After successful thrombolysis, a high-grade stenosis at 24-hour angiography is strongly predictive of reocclusion and is often believed to result in high reinfarction rates. However, routine angioplasty did not reduce death or reinfarction in past trials. Systematic angiographic follow-up shows that reocclusion often occurs without clinical reinfarction. This study investigates whether the increased risk for reocclusion associated with a high-grade lesion translates into impaired clinical outcome.


In the ischemia-guided Antithrombotics in the Prevention of Reocclusion in COronary Thrombolysis (APRICOT-1) trial, 240 patients with ST-elevation MI who had an open infarct artery 24 hours after thrombolysis had 3-month repeat angiography to assess reocclusion, with clinical follow-up at 3 months and 3 years.


On the basis of the optimal discriminative stenosis severity, the reocclusion rate was 40% (47/118) in patients with a high-grade residual stenosis and 16% (20/122) in patients with a low-medium-grade lesion (risk ratio [RR], 2.43; 95% CI, 1.54-3.84; P <.01). Three-month death and reinfarction rates did not differ: 6% (7/118) versus 9% (11/122; RR, 0.66; 95% CI, 0.26-1.64; P = not significant). Systematic angiographic follow-up revealed that reocclusion of a high-grade lesion occurred in the absence of clinical reinfarction in 85% (40/47) of patients, as compared with 45% (9/20) in patients with a low-medium-grade stenosis (RR, 1.89; 95% CI, 1.15-3.12; P <.01). Despite an independent association with reocclusion, a high-grade stenosis was not predictive of either short- or long-term death and reinfarction.
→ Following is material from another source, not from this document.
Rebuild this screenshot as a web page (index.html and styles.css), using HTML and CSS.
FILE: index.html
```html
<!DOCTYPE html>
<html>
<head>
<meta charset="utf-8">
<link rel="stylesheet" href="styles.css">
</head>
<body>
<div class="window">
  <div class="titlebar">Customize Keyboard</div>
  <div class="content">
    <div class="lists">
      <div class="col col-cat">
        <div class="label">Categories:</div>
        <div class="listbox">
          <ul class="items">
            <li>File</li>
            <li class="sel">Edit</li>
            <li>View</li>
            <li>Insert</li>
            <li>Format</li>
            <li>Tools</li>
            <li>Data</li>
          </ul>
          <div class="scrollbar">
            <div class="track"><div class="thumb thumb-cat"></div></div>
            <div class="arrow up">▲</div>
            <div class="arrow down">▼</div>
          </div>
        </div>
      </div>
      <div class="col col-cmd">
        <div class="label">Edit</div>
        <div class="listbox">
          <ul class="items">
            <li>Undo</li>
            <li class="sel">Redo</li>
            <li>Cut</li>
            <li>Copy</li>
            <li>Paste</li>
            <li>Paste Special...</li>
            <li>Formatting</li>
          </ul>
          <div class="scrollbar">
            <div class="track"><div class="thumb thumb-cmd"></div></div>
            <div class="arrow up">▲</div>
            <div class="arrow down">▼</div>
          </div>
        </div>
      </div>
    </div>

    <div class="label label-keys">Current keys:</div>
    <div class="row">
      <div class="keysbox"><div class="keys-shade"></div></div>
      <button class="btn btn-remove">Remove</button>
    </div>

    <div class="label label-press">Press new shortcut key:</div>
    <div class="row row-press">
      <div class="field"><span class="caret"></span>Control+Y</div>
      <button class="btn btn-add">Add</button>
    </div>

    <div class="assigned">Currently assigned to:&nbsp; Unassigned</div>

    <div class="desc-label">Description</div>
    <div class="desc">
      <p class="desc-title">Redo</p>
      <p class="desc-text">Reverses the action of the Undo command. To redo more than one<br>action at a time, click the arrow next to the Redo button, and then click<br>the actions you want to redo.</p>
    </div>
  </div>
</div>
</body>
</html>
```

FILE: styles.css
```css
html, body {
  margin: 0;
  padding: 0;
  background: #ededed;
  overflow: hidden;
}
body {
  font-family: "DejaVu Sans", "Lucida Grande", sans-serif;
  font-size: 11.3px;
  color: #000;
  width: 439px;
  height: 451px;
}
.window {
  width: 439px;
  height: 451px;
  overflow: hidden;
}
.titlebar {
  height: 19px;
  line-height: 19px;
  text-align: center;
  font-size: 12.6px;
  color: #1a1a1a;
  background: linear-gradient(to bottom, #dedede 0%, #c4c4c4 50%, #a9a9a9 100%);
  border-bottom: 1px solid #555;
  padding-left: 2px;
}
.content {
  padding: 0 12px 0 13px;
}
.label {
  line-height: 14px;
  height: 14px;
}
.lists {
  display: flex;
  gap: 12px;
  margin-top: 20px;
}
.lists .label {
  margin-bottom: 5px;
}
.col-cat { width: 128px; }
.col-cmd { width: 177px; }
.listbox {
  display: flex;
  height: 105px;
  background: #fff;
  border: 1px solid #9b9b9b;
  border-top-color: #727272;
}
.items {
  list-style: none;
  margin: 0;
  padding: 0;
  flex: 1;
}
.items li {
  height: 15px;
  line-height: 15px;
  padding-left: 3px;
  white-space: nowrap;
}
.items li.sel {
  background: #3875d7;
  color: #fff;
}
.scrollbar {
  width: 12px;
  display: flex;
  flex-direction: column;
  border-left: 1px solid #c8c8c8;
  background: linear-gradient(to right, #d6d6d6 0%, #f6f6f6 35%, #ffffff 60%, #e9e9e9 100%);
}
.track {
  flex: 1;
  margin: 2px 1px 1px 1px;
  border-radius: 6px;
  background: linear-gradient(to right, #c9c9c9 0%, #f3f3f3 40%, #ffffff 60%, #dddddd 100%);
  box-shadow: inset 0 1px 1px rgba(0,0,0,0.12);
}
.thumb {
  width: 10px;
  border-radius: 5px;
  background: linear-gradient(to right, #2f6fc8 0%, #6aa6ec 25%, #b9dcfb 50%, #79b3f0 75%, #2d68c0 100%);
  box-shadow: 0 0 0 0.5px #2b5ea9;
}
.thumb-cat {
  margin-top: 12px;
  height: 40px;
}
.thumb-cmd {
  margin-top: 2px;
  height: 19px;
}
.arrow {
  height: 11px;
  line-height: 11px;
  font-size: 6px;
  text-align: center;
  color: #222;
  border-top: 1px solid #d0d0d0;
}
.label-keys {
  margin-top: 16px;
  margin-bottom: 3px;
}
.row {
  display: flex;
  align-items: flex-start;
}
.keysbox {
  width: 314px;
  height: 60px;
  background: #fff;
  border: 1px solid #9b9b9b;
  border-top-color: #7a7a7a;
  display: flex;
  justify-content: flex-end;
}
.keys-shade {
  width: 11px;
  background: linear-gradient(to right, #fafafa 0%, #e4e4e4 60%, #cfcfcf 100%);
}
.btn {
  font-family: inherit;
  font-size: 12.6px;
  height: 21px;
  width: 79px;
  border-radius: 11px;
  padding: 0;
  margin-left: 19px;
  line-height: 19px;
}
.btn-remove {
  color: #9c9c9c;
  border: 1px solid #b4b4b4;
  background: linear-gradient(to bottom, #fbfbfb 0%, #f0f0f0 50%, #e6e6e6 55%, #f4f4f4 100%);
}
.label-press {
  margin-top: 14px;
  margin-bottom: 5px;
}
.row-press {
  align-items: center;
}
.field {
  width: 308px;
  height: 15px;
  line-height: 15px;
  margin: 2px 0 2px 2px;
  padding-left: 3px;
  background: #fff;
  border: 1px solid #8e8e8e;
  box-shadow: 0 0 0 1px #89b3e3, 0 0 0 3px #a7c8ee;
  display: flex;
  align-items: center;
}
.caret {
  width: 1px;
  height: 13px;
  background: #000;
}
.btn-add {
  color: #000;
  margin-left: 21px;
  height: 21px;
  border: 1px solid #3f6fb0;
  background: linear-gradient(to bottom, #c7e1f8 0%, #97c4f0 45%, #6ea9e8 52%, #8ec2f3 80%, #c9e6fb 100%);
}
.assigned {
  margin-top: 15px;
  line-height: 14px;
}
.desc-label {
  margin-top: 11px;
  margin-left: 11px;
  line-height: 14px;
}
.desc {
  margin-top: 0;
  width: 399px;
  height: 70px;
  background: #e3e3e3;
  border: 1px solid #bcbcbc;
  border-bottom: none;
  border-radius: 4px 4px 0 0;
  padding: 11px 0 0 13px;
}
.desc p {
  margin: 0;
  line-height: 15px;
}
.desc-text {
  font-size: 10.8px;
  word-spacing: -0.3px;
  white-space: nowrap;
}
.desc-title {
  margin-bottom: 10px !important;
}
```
After successful thrombolysis and adopting an ischemia-guided revascularization strategy, patients with a high-grade stenosis experience death/reinfarction rates similar to that of patients with a low-medium-grade lesion. This is true despite a 2- to 3-fold higher risk for reocclusion. The finding that reocclusion of a high-grade lesion often occurs without clinical reinfarction explains the absence of a relationship between a severe stenosis and death/reinfarction. Appreciation of these observations may contribute to an optimal design of a future randomized trial to re-evaluate the impact of a routine invasive strategy.